The PAP government appears to be adopting a classic strategy of divide-and-rule to sustain the heartlander - cosmopolitan divide in order to retain the old politics of PAP dominance by appealing positively to the moral and patriotic sentiments of the ideologically constructed heartlander, and warning the ideologically constructed cosmopolitan that heartlanders are not yet ready for change. At the same time, it hopes to reap the economic gains from a more open and liberal workforce that is clearly separated from the heartlands. The PAP government's political legitimacy is, after all, based both on moral authority as well as economic performance.


Because yes. There's no doubt that the heartlander-cosmopolitan divide is terminology that was constructed specifically for the ruling party's purposes, as not only divide-and-rule (I'd never thought about it in those terms before) but also a way of dodging difficult questions about class and income inequity in Singapore. Also it acted as a springboard for my own thoughts: if we reject the rhetoric that dichotomises the conservative working class (i.e. the "heartlanders") and liberal "cosmopolitans", what would a coherent and free-form account of class and ideology in Singapore look like?

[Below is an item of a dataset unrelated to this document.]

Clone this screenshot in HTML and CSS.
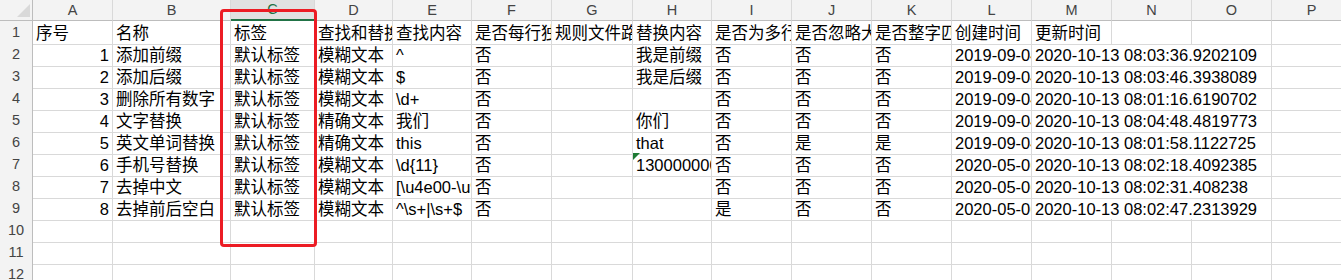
FILE: index.html
```html
<!DOCTYPE html>
<html lang="zh">
<head>
<meta charset="utf-8">
<title>Sheet</title>
<link rel="stylesheet" href="styles.css">
</head>
<body>
<div class="sheet">
  <div class="row head">
    <div class="corner"></div>
    <div class="h">A</div><div class="h">B</div><div class="h sel">C</div><div class="h">D</div><div class="h">E</div><div class="h">F</div><div class="h">G</div><div class="h">H</div><div class="h">I</div><div class="h">J</div><div class="h">K</div><div class="h">L</div><div class="h">M</div><div class="h">N</div><div class="h">O</div><div class="h">P</div>
  </div>
  <div class="row">
    <div class="r">1</div>
    <div class="c">序号</div><div class="c">名称</div><div class="c">标签</div><div class="c">查找和替换方式</div><div class="c">查找内容</div><div class="c">是否每行独立</div><div class="c">规则文件路径</div><div class="c">替换内容</div><div class="c">是否为多行匹配</div><div class="c">是否忽略大小写</div><div class="c">是否整字匹配</div><div class="c">创建时间</div><div class="c">更新时间</div><div class="c"></div><div class="c"></div><div class="c"></div>
  </div>
  <div class="row">
    <div class="r">2</div>
    <div class="c num">1</div><div class="c">添加前缀</div><div class="c">默认标签</div><div class="c">模糊文本</div><div class="c">^</div><div class="c">否</div><div class="c"></div><div class="c">我是前缀</div><div class="c">否</div><div class="c">否</div><div class="c">否</div><div class="c">2019-09-04 10:21:33</div><div class="c wide">2020-10-13 08:03:36.9202109</div><div class="c"></div>
  </div>
  <div class="row">
    <div class="r">3</div>
    <div class="c num">2</div><div class="c">添加后缀</div><div class="c">默认标签</div><div class="c">模糊文本</div><div class="c">$</div><div class="c">否</div><div class="c"></div><div class="c">我是后缀</div><div class="c">否</div><div class="c">否</div><div class="c">否</div><div class="c">2019-09-04 10:22:10</div><div class="c wide">2020-10-13 08:03:46.3938089</div><div class="c"></div>
  </div>
  <div class="row">
    <div class="r">4</div>
    <div class="c num">3</div><div class="c">删除所有数字</div><div class="c">默认标签</div><div class="c">模糊文本</div><div class="c">\d+</div><div class="c">否</div><div class="c"></div><div class="c"></div><div class="c">否</div><div class="c">否</div><div class="c">否</div><div class="c">2019-09-04 10:23:45</div><div class="c wide">2020-10-13 08:01:16.6190702</div><div class="c"></div>
  </div>
  <div class="row">
    <div class="r">5</div>
    <div class="c num">4</div><div class="c">文字替换</div><div class="c">默认标签</div><div class="c">精确文本</div><div class="c">我们</div><div class="c">否</div><div class="c"></div><div class="c">你们</div><div class="c">否</div><div class="c">否</div><div class="c">否</div><div class="c">2019-09-04 10:25:02</div><div class="c wide">2020-10-13 08:04:48.4819773</div><div class="c"></div>
  </div>
  <div class="row">
    <div class="r">6</div>
    <div class="c num">5</div><div class="c">英文单词替换</div><div class="c">默认标签</div><div class="c">精确文本</div><div class="c">this</div><div class="c">否</div><div class="c"></div><div class="c">that</div><div class="c">否</div><div class="c">是</div><div class="c">是</div><div class="c">2019-09-04 10:26:18</div><div class="c wide">2020-10-13 08:01:58.1122725</div><div class="c"></div>
  </div>
  <div class="row">
    <div class="r">7</div>
    <div class="c num">6</div><div class="c">手机号替换</div><div class="c">默认标签</div><div class="c">模糊文本</div><div class="c">\d{11}</div><div class="c">否</div><div class="c"></div><div class="c flag">13000000000</div><div class="c">否</div><div class="c">否</div><div class="c">否</div><div class="c">2020-05-06 09:12:40</div><div class="c wide">2020-10-13 08:02:18.4092385</div><div class="c"></div>
  </div>
  <div class="row">
    <div class="r">8</div>
    <div class="c num">7</div><div class="c">去掉中文</div><div class="c">默认标签</div><div class="c">模糊文本</div><div class="c">[\u4e00-\u9fa5]</div><div class="c">否</div><div class="c"></div><div class="c"></div><div class="c">否</div><div class="c">否</div><div class="c">否</div><div class="c">2020-05-06 09:14:05</div><div class="c wide">2020-10-13 08:02:31.408238</div><div class="c"></div>
  </div>
  <div class="row">
    <div class="r">9</div>
    <div class="c num">8</div><div class="c">去掉前后空白</div><div class="c">默认标签</div><div class="c">模糊文本</div><div class="c">^\s+|\s+$</div><div class="c">否</div><div class="c"></div><div class="c"></div><div class="c">是</div><div class="c">否</div><div class="c">否</div><div class="c">2020-05-06 09:15:27</div><div class="c wide">2020-10-13 08:02:47.2313929</div><div class="c"></div>
  </div>
  <div class="row">
    <div class="r">10</div>
    <div class="c"></div><div class="c"></div><div class="c"></div><div class="c"></div><div class="c"></div><div class="c"></div><div class="c"></div><div class="c"></div><div class="c"></div><div class="c"></div><div class="c"></div><div class="c"></div><div class="c"></div><div class="c"></div><div class="c"></div><div class="c"></div>
  </div>
  <div class="row">
    <div class="r">11</div>
    <div class="c"></div><div class="c"></div><div class="c"></div><div class="c"></div><div class="c"></div><div class="c"></div><div class="c"></div><div class="c"></div><div class="c"></div><div class="c"></div><div class="c"></div><div class="c"></div><div class="c"></div><div class="c"></div><div class="c"></div><div class="c"></div>
  </div>
  <div class="row">
    <div class="r">12</div>
    <div class="c"></div><div class="c"></div><div class="c"></div><div class="c"></div><div class="c"></div><div class="c"></div><div class="c"></div><div class="c"></div><div class="c"></div><div class="c"></div><div class="c"></div><div class="c"></div><div class="c"></div><div class="c"></div><div class="c"></div><div class="c"></div>
  </div>
  <div class="highlight"></div>
</div>
</body>
</html>
```

FILE: styles.css
```css
html, body {
  margin: 0;
  padding: 0;
  background: #ffffff;
  overflow: hidden;
}

.sheet {
  position: relative;
  width: 1352px;
  font-family: "Liberation Sans", "Noto Sans CJK SC", sans-serif;
}

.row {
  display: grid;
  grid-template-columns: 33px 80px 118px 84px 78px 79px 80px 81px 79px 80px 80px 80px 80px 80px 80px 80px 80px;
  height: 22px;
}

.row.head {
  height: 21px;
}

.corner {
  position: relative;
  background: #f3f3f3;
  border-right: 1px solid #bdbdbd;
  border-bottom: 1px solid #bdbdbd;
  box-sizing: border-box;
}

.corner::after {
  content: "";
  position: absolute;
  right: 2px;
  bottom: 3px;
  width: 13px;
  height: 13px;
  background: #d9d9d9;
  clip-path: polygon(100% 0, 100% 100%, 0 100%);
}

.h {
  box-sizing: border-box;
  background: #f3f3f3;
  border-right: 1px solid #d9d9d9;
  border-bottom: 1px solid #bdbdbd;
  color: #444444;
  font-size: 14.5px;
  line-height: 20px;
  text-align: center;
}

.h.sel {
  background: #e1e1e1;
  color: #217346;
  border-bottom: 2px solid #217346;
  line-height: 19px;
}

.r {
  box-sizing: border-box;
  background: #f3f3f3;
  border-right: 1px solid #bdbdbd;
  border-bottom: 1px solid #d9d9d9;
  color: #444444;
  font-size: 14.5px;
  line-height: 23px;
  text-align: center;
}

.c {
  box-sizing: border-box;
  border-right: 1px solid #d9d9d9;
  border-bottom: 1px solid #d9d9d9;
  color: #000000;
  font-size: 16.5px;
  line-height: 24px;
  padding: 0 0 0 3px;
  white-space: nowrap;
  overflow: hidden;
}

.c.num {
  text-align: right;
  padding: 0 3px 0 0;
}

.c.wide {
  grid-column: span 3;
}

.c.flag {
  position: relative;
}

.c.flag::before {
  content: "";
  position: absolute;
  left: 0;
  top: 0;
  width: 7px;
  height: 7px;
  background: #1d7a34;
  clip-path: polygon(0 0, 100% 0, 0 100%);
}

.highlight {
  position: absolute;
  left: 220px;
  top: 9px;
  width: 97px;
  height: 238px;
  box-sizing: border-box;
  border: 3px solid #ec1c24;
  border-radius: 4px;
  pointer-events: none;
}
```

Later in the book Colin Goh and Woo Yen Yen (who are also, amazing) argue that working class Singaporeans have more creativity than they are given credit for in official accounts, especially through the linguistic diversity engendered through the embracing of Singlish, that creativity has (and should not be) pigeonholed as a luxury of the privileged/valued for its commercial potential, and that is part of the answer but by no means a full one. (I would love to see people writing about the working class and queer people, for example.)

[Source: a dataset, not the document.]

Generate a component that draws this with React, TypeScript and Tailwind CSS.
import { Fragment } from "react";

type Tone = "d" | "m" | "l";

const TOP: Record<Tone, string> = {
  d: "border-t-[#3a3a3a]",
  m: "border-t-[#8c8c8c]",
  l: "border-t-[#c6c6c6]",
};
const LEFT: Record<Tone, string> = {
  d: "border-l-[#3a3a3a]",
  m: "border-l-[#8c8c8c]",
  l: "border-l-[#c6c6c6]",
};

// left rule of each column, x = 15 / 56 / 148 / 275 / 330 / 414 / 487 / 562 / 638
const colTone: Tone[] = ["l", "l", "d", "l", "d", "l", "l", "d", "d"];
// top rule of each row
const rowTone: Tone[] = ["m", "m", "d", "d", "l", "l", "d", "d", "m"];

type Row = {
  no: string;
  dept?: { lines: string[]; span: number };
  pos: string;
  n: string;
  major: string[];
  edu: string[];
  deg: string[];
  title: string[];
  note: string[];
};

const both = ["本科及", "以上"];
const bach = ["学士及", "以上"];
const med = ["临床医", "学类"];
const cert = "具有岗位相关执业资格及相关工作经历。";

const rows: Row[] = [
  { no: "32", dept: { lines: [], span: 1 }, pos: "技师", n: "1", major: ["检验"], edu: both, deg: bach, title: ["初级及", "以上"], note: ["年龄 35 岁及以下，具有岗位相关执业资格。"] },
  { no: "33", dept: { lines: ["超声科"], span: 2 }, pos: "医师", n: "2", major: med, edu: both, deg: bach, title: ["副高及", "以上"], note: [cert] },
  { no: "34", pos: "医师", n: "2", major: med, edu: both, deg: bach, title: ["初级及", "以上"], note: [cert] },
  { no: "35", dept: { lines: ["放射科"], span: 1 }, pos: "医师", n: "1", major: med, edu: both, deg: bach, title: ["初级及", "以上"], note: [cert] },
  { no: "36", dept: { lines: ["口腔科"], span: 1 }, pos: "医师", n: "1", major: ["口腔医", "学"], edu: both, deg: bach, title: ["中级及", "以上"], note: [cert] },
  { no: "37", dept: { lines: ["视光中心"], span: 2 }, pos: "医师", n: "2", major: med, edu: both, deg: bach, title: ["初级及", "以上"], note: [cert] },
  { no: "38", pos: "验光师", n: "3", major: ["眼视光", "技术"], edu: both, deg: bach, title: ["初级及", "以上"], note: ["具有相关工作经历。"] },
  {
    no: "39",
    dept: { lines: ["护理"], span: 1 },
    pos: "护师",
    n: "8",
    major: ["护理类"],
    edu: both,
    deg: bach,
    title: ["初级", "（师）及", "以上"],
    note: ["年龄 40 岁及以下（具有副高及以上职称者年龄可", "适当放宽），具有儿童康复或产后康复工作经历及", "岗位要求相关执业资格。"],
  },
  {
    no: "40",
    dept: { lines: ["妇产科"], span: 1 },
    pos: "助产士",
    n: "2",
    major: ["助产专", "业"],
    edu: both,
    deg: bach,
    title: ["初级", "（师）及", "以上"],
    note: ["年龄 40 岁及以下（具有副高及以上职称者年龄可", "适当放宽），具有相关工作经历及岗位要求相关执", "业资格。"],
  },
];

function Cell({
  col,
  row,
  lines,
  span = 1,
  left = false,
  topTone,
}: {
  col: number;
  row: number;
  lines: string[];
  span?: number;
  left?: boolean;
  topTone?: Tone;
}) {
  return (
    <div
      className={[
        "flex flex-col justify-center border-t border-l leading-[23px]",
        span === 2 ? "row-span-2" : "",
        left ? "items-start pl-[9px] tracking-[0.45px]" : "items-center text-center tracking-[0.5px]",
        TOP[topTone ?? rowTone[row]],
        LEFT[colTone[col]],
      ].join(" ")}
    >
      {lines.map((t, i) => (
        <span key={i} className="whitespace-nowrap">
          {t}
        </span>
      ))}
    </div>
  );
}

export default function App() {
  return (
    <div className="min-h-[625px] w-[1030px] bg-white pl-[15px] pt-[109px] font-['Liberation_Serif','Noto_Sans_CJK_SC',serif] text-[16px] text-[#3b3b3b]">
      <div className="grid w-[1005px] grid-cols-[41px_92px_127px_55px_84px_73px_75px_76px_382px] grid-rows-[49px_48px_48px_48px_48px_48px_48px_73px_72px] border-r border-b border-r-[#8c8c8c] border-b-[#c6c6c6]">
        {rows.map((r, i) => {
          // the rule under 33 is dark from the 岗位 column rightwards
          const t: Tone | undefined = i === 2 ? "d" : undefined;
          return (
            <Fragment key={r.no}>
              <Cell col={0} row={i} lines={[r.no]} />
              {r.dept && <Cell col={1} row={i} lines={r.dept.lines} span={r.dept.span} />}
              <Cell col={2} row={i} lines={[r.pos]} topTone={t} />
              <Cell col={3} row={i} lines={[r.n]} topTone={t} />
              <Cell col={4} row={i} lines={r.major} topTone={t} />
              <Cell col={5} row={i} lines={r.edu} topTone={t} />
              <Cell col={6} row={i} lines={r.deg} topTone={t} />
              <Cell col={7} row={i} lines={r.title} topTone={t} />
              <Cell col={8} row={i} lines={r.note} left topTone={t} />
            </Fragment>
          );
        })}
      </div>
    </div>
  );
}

Ah, okay, here's another bit on Singlish and heartlanders that basically says what I was trying to articulate:

While I argue here that the government has defined the heartlander in terms of qualities that resist change, Woo Yen Yen and Colin Goh argue in Chapter 6 that the government has also belittled - even outlawed - the more creative qualities of heartland Singaporeans such as their use of the local English variant known as Singlish. This, Woo and Goh believe, has effectively excluded the Singlish-speaking heartlander from effective public participation. And yet, as I argue here, the abstract heartlander is constantly invoked in the government's public explanations against change that it does not want.


Because who even is the "moral majority"?

As long as I'm lovin' on Woo Yen Yen, in her co-authored chapter with her husband, Colin Goh:

... and may be impaired by their lack of facility with the English language. Are they only allowed to make minor decisions in relation to their own lives such as what colour they want their public housing flats to be painted? How can we avoid policy being determined in ways that recall a scene out of the Platonic dialogues, with political elders and wealthy, connected, male scholars discussing how to secure a happy concord for citizens over dinner in a rich merchant's house? The debate may be intellectual, sincere, and data-driven, but its exclusivity will invariably undermine its legitimacy and responsiveness to the needs of different groups of Singaporeans.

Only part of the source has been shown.